▶ GOAL
The lines to extract run from the start of the records through the line with "import React from", both ends included; drop the pictures.

┄┄┄┄┄┄┄┄┄┄┄┄┄┄┄┄┄┄┄┄

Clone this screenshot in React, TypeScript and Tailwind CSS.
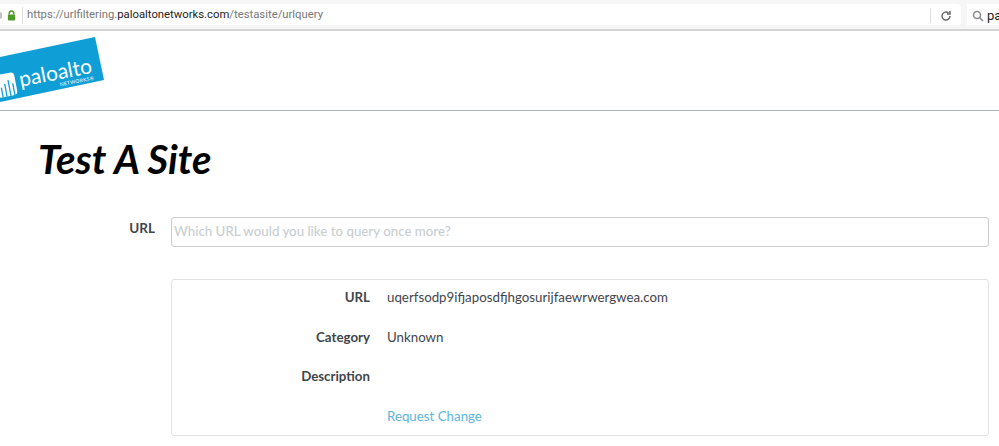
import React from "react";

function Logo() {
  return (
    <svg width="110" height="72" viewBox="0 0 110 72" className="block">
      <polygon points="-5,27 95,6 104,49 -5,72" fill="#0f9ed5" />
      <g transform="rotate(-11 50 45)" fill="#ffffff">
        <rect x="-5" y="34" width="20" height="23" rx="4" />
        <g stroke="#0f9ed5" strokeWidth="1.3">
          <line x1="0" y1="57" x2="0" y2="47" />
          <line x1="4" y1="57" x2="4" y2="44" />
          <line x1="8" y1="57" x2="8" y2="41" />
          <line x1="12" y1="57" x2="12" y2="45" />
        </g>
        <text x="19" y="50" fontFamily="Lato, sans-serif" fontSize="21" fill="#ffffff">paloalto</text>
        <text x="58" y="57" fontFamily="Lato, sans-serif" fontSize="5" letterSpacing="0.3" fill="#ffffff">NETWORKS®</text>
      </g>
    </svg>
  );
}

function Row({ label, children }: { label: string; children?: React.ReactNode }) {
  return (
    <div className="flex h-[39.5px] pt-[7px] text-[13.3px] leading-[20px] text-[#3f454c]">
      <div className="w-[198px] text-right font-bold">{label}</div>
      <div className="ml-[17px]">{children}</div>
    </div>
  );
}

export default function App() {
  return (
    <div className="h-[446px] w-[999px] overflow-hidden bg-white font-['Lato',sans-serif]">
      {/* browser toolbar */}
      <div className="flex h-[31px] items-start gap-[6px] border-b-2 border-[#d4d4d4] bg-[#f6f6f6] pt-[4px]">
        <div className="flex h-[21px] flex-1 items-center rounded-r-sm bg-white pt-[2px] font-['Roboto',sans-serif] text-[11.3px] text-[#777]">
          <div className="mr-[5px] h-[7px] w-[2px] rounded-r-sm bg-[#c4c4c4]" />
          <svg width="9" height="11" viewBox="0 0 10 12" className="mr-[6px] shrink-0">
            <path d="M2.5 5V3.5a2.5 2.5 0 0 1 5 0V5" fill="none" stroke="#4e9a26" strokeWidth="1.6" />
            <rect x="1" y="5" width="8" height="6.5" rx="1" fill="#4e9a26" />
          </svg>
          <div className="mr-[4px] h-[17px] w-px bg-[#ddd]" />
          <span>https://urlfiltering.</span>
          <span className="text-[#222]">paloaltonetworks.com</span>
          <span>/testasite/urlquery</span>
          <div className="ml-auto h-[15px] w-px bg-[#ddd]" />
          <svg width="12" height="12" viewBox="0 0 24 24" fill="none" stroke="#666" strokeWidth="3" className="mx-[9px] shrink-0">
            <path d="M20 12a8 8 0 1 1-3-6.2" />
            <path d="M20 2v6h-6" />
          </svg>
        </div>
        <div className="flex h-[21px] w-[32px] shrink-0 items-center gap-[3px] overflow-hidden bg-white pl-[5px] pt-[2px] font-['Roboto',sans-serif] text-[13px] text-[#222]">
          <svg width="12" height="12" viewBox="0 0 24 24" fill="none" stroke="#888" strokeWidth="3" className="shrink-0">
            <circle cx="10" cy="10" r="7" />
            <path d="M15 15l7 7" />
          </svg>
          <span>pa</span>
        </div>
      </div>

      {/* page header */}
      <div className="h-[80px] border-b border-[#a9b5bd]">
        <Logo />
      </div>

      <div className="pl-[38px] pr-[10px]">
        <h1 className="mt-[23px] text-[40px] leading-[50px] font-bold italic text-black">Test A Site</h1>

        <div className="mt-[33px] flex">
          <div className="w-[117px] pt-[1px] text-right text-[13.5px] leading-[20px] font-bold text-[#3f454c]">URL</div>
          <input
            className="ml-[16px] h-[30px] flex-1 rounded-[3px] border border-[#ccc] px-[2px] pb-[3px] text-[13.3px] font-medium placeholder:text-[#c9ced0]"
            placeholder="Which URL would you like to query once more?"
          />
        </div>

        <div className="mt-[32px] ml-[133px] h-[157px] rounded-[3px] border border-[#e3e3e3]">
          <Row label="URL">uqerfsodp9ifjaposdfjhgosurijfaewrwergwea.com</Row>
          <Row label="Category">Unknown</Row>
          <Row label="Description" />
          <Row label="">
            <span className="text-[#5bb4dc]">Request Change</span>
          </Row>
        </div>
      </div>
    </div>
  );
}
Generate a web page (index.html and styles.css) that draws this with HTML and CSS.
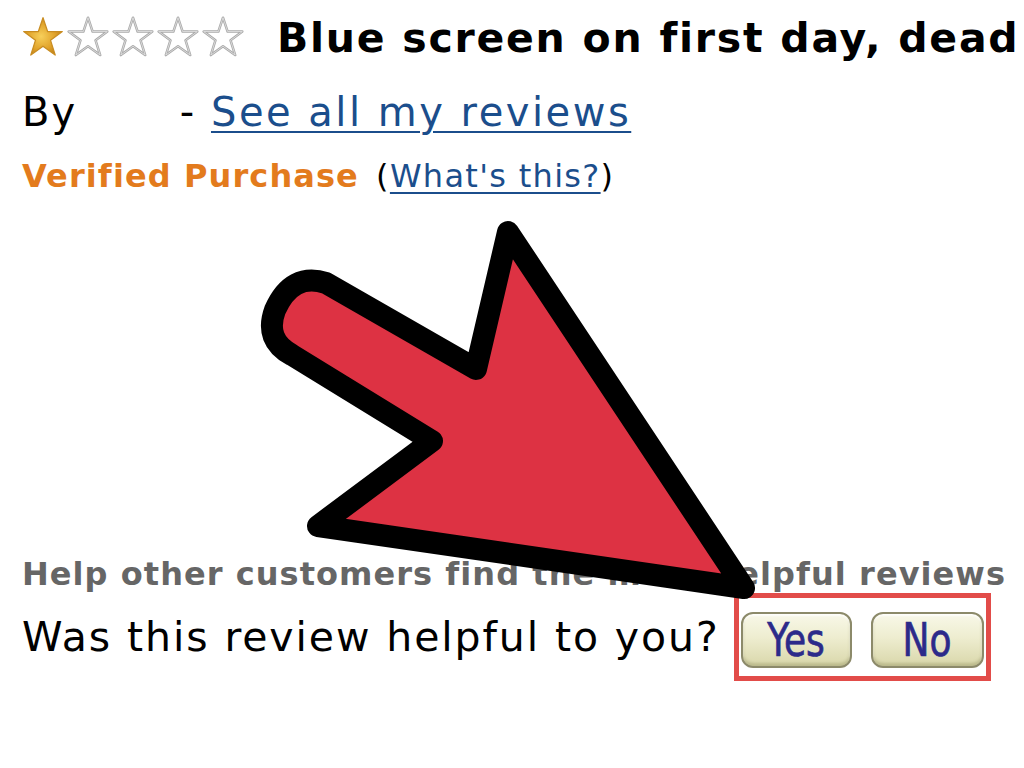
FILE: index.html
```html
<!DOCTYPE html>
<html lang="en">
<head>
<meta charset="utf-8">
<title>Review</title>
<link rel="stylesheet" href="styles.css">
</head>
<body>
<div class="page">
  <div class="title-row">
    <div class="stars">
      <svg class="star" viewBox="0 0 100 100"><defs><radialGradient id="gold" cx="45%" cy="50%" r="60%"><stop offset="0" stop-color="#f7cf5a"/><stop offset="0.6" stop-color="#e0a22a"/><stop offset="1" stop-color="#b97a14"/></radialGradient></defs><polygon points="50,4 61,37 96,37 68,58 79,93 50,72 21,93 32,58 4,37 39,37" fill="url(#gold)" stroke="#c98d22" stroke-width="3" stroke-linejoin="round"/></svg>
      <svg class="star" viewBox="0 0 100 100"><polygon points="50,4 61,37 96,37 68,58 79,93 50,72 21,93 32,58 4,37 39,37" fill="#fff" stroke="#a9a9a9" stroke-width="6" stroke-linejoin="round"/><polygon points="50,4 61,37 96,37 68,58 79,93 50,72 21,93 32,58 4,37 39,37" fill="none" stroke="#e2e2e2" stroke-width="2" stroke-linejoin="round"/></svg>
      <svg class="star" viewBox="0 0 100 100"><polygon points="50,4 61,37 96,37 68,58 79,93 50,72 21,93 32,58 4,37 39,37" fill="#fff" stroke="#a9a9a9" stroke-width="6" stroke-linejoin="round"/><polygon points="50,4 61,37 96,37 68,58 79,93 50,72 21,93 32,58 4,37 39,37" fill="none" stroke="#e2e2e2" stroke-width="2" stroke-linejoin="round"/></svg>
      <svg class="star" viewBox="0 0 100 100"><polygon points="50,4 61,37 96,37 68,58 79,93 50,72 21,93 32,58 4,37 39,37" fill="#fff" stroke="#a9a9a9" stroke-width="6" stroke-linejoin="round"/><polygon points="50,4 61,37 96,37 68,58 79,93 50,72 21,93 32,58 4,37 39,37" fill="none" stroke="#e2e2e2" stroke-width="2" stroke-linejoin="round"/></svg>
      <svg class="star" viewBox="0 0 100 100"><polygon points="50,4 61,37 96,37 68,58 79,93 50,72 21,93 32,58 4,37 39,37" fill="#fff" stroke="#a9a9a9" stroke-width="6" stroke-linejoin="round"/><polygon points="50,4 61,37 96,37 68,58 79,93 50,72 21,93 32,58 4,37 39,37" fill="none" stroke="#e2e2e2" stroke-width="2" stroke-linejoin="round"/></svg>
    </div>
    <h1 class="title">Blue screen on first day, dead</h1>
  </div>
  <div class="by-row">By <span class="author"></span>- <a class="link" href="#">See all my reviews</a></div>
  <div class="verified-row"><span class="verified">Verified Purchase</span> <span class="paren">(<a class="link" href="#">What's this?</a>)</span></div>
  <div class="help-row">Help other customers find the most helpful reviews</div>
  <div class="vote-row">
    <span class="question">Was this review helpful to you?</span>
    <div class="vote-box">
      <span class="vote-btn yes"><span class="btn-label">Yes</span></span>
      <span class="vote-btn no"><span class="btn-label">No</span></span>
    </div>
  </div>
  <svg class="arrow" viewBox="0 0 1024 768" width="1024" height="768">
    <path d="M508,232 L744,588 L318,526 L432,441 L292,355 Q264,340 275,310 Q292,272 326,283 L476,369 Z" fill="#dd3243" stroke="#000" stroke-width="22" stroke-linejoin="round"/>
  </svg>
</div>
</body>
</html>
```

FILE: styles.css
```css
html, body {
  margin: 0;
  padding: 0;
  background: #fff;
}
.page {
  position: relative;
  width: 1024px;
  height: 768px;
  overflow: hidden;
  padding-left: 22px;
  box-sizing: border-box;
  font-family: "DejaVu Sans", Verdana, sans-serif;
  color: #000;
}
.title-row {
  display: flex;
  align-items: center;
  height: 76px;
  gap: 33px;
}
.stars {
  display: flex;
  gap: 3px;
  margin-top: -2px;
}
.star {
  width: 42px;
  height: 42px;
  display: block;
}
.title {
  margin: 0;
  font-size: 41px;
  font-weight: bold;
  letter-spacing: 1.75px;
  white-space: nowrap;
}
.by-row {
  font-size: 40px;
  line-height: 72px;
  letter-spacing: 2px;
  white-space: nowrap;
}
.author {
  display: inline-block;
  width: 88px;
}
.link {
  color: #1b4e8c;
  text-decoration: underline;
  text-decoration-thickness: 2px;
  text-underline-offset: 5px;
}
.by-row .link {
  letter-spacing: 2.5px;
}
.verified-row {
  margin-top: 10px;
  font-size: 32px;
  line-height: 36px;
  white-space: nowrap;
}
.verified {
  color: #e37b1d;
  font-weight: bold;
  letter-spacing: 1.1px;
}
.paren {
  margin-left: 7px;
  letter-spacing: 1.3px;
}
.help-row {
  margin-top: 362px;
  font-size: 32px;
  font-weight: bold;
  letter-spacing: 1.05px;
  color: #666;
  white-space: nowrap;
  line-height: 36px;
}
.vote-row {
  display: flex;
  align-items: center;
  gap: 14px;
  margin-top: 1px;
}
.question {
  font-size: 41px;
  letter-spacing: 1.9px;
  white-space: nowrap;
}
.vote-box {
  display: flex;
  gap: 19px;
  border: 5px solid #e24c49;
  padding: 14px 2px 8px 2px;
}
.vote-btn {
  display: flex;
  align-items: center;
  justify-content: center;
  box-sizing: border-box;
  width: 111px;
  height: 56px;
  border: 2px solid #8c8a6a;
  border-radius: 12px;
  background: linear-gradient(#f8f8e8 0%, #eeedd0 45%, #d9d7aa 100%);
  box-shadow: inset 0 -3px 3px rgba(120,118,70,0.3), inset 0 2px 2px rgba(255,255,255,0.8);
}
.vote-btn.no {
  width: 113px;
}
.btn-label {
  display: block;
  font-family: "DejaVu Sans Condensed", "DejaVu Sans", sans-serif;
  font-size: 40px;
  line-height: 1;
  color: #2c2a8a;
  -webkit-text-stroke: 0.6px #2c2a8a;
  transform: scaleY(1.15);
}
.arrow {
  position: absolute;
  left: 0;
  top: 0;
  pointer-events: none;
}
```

┄┄┄┄┄┄┄┄┄┄┄┄┄┄┄┄┄┄┄┄

▶ RESULT OF THE TASK
Clone this screenshot in React, TypeScript and Tailwind CSS.
import React from "react";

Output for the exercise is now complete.